The specifics are pretty helpful, separating layers of how we perceive the world roughly in parallel to how language use develops – going from purely sensory, to oral storytelling and mythic forms, and then onto “romantic” (ie. heroic) structures as reading develops. A more complete introduction is found here, and actually has a wider scope than what we covered yesterday (we didn’t talk about “philosophic” or “ironic” use).
One bit that was emphasized is how none of this was meant to detract from content, or replace meaningful learning with “finger-painting”. Rather it’s meant to frame students’ learning in a context where they’re using their imaginations and emotionally engaged.

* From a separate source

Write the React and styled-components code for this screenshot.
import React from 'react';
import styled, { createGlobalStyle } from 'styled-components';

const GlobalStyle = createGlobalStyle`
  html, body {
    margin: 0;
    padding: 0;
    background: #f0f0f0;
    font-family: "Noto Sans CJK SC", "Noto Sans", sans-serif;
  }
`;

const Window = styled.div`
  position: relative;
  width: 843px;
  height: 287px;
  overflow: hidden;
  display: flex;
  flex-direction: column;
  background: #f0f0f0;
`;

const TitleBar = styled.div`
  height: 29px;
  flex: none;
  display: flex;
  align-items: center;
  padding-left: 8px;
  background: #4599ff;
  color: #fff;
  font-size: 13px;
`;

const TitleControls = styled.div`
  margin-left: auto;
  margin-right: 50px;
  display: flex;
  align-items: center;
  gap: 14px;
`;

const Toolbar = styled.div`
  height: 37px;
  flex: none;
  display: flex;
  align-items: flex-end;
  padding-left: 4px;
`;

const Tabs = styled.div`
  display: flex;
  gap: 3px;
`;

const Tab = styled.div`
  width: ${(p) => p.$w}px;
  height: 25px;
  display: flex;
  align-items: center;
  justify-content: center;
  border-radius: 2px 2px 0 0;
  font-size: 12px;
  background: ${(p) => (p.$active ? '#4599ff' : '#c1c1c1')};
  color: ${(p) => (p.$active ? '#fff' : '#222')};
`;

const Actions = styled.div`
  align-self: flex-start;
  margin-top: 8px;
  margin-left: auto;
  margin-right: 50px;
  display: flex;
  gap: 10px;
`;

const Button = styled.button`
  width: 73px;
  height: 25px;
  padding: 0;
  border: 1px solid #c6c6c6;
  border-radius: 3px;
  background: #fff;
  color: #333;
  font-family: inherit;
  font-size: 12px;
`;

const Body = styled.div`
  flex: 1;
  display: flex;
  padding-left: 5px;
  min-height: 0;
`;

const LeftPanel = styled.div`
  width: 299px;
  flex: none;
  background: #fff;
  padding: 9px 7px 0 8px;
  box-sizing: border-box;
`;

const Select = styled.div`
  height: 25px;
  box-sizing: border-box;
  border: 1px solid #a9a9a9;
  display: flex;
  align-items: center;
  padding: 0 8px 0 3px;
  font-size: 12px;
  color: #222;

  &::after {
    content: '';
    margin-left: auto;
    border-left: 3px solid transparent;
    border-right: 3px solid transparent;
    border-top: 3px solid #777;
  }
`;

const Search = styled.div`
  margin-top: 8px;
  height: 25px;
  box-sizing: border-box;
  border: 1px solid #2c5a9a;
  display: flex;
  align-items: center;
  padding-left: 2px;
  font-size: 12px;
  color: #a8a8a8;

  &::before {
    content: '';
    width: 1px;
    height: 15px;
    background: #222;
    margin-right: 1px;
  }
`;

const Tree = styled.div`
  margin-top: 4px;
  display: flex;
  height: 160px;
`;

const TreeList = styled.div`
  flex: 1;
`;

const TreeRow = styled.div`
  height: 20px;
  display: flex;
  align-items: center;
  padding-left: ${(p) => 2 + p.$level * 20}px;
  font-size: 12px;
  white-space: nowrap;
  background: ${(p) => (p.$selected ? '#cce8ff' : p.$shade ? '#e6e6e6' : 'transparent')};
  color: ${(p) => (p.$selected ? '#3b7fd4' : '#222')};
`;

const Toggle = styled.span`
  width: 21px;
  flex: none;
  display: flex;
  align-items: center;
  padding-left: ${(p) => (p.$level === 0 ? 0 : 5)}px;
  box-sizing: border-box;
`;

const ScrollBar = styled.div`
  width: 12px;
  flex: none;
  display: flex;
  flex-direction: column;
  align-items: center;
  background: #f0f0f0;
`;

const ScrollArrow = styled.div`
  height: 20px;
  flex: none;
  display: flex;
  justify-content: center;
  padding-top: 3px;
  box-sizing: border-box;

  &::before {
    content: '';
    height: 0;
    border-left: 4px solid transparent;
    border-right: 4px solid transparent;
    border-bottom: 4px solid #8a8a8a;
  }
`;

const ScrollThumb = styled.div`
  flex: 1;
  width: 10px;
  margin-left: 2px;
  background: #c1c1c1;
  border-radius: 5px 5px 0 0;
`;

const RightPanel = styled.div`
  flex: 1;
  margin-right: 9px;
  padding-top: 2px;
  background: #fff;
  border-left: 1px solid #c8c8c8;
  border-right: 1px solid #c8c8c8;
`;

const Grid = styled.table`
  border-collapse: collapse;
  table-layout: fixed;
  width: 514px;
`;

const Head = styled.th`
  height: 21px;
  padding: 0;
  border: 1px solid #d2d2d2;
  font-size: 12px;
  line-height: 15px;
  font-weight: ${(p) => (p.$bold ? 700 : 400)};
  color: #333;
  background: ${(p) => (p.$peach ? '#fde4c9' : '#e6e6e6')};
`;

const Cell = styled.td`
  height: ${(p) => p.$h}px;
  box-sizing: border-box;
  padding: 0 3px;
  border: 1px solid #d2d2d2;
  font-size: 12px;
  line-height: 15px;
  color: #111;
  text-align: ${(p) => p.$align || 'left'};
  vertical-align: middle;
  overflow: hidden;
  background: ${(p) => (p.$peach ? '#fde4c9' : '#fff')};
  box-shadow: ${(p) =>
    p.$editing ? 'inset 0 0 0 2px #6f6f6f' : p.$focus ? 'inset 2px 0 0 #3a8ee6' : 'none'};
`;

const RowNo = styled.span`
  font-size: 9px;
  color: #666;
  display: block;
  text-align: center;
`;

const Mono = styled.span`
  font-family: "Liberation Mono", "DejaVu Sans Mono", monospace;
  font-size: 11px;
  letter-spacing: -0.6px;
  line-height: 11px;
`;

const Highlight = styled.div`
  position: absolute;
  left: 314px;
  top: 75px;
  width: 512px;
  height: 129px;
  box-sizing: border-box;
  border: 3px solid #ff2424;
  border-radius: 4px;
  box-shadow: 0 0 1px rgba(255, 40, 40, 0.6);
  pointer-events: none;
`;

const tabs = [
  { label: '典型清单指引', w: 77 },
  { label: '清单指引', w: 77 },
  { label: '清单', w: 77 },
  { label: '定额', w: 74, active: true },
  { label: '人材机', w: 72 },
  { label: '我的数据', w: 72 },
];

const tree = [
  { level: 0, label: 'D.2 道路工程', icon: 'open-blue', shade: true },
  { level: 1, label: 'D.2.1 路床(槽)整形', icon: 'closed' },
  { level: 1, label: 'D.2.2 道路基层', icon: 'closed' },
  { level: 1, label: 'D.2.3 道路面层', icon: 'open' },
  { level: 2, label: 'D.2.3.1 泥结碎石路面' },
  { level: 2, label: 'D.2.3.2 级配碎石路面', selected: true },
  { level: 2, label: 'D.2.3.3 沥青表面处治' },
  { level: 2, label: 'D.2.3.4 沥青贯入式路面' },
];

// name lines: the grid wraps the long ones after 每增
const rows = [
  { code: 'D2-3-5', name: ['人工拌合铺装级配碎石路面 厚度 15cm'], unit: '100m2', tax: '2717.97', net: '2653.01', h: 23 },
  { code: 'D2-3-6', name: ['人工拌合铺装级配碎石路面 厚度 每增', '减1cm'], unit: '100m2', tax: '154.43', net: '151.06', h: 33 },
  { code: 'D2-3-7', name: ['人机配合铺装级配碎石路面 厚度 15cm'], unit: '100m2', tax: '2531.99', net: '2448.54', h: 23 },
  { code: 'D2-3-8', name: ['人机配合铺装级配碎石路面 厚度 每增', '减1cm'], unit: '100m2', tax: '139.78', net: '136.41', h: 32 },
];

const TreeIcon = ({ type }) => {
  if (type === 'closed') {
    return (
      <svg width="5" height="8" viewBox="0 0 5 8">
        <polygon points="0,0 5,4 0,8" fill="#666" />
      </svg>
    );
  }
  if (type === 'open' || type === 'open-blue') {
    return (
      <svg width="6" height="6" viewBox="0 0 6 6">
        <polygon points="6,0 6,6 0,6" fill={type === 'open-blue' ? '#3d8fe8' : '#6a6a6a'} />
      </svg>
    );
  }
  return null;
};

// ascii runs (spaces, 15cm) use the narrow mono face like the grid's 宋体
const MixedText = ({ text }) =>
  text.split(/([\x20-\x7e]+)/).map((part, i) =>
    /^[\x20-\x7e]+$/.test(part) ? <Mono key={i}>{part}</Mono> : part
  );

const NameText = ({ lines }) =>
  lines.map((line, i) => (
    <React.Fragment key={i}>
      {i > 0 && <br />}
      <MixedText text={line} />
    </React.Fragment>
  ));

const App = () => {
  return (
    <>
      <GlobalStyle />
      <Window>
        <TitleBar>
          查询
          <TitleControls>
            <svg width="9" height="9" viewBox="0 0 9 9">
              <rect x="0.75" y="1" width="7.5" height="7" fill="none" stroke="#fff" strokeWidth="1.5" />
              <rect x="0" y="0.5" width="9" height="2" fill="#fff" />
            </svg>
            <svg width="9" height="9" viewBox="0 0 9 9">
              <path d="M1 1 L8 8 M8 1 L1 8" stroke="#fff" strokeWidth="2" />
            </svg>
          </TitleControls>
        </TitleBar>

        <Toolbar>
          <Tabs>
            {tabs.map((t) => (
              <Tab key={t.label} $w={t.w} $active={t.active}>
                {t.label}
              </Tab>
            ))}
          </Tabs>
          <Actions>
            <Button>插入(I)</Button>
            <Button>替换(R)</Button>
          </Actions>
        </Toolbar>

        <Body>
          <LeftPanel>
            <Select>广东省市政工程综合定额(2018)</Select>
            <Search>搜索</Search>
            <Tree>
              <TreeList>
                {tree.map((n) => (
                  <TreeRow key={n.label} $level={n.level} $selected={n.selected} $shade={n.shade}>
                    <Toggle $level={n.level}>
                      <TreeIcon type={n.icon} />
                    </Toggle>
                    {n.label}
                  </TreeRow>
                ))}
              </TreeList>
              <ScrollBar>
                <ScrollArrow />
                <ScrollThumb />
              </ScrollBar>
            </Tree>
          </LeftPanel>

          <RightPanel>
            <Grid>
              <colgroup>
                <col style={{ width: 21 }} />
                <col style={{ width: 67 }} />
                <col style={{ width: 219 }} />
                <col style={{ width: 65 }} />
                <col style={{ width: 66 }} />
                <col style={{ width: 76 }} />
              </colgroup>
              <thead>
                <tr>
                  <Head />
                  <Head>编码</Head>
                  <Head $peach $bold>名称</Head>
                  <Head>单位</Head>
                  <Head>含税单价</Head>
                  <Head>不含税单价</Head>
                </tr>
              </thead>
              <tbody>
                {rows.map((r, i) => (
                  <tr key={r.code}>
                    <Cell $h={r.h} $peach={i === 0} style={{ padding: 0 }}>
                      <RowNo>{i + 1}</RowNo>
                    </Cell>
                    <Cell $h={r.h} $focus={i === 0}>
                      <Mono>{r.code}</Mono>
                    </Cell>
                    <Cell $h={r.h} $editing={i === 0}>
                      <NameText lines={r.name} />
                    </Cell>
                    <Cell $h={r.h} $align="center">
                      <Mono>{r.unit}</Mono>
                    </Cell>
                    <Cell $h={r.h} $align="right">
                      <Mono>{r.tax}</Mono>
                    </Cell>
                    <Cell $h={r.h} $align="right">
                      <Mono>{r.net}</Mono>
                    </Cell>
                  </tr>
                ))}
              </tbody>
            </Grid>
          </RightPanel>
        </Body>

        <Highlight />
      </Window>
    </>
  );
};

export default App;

An example of this is to look for mythic qualities and “binary opposites” in what you’re teaching and emphasize those in how you describe the bit-of-content to students. Obvious ones are good/evil, survival/death, etc, but there was a long list to draw from. One example presented was describing the air to primary students and choosing to emphasize “empty / full” opposites – the air appears empty, but isn’t it fascinating how if we shone a flashlight in it we’d see all kinds of dust? And did you know that dust is 80% dead skin cells, so breathe it in and get to know your neighbours a little better! (EWWWW) etc.
Later as students are more in a “romantic” mindset, emphasizing heroic qualities in what you’re presenting is the key concept, but again the focus is using an emotional, imaginative hook to kick students’ imaginations into gear.
One obvious parallel I saw here was the three-act lesson format that Dan Meyer is promoting. At first the mental connection was just the overlap of talk about story and narrative, but I started seeing something deeper. Dan’s first act is about creating a tension that the student wants to see resolved, following the traditional three-act structure for narrative. In a similar way, a three-act lesson engages students curiosity with a natural question – and importantly, it encourages them to “make a guess” as to how it plays out.
How does someone make a guess? They have to imagine what happens next.
Seems to me that those interested in applying IE to math would do well to see what Dan Meyer’s up to. And those looking for some big-idea theory to situate three-act lessons in, or further tools for creating a good first act, or inspired by three-acts but working outside of math/science, might want to check out the resources from the IERG.